** Work required **
Without the pictures, return all of the material exactly as written.

** Material **
——

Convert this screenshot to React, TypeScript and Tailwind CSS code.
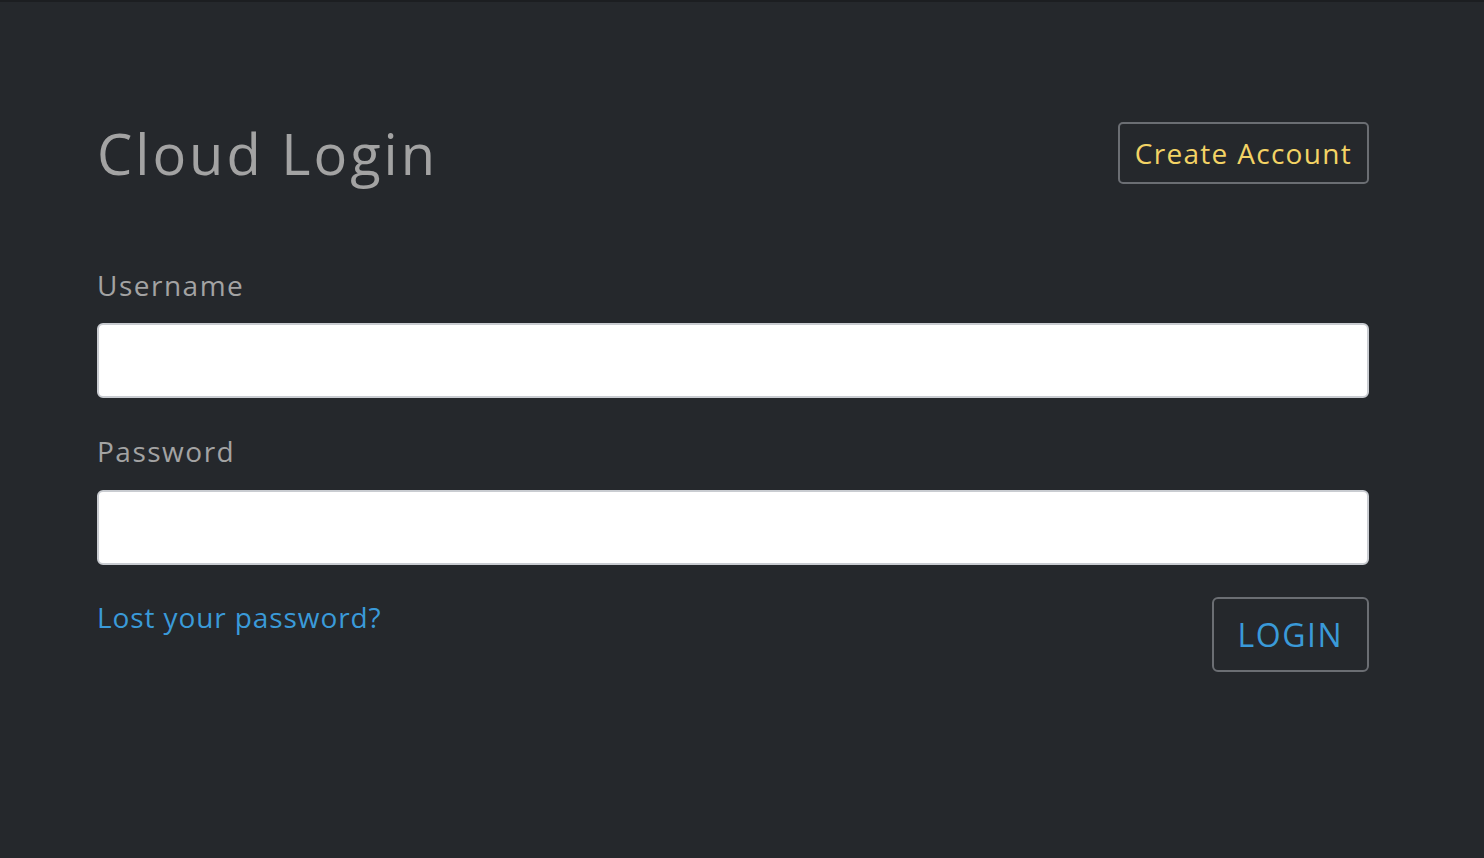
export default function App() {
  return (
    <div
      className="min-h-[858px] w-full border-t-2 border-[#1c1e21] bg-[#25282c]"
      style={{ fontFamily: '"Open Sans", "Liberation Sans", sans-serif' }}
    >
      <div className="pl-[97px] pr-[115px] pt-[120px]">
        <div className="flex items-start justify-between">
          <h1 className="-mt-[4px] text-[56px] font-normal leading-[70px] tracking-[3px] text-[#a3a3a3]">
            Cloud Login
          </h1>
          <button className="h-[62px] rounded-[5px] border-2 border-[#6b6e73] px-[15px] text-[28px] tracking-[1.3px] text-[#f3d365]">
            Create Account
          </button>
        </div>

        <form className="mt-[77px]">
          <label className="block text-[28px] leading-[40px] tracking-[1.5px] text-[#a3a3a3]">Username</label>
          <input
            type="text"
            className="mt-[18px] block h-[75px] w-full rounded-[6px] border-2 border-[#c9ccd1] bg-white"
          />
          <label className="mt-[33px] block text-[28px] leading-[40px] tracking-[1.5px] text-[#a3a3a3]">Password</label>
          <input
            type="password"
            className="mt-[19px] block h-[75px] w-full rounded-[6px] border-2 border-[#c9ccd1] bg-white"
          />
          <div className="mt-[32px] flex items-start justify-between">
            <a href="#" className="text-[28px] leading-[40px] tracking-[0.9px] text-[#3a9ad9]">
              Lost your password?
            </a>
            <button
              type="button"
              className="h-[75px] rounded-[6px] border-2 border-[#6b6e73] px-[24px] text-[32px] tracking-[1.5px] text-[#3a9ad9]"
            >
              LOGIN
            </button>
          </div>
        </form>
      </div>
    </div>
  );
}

——

** The output **
Convert this screenshot to React, TypeScript and Tailwind CSS code.
export default function App() {
  return (
    <div
      className="min-h-[858px] w-full border-t-2 border-[#1c1e21] bg-[#25282c]"
      style={{ fontFamily: '"Open Sans", "Liberation Sans", sans-serif' }}
    >
      <div className="pl-[97px] pr-[115px] pt-[120px]">
        <div className="flex items-start justify-between">
          <h1 className="-mt-[4px] text-[56px] font-normal leading-[70px] tracking-[3px] text-[#a3a3a3]">
            Cloud Login
          </h1>
          <button className="h-[62px] rounded-[5px] border-2 border-[#6b6e73] px-[15px] text-[28px] tracking-[1.3px] text-[#f3d365]">
            Create Account
          </button>
        </div>

        <form className="mt-[77px]">
          <label className="block text-[28px] leading-[40px] tracking-[1.5px] text-[#a3a3a3]">Username</label>
          <input
            type="text"
            className="mt-[18px] block h-[75px] w-full rounded-[6px] border-2 border-[#c9ccd1] bg-white"
          />
          <label className="mt-[33px] block text-[28px] leading-[40px] tracking-[1.5px] text-[#a3a3a3]">Password</label>
          <input
            type="password"
            className="mt-[19px] block h-[75px] w-full rounded-[6px] border-2 border-[#c9ccd1] bg-white"
          />
          <div className="mt-[32px] flex items-start justify-between">
            <a href="#" className="text-[28px] leading-[40px] tracking-[0.9px] text-[#3a9ad9]">
              Lost your password?
            </a>
            <button
              type="button"
              className="h-[75px] rounded-[6px] border-2 border-[#6b6e73] px-[24px] text-[32px] tracking-[1.5px] text-[#3a9ad9]"
            >
              LOGIN
            </button>
          </div>
        </form>
      </div>
    </div>
  );
}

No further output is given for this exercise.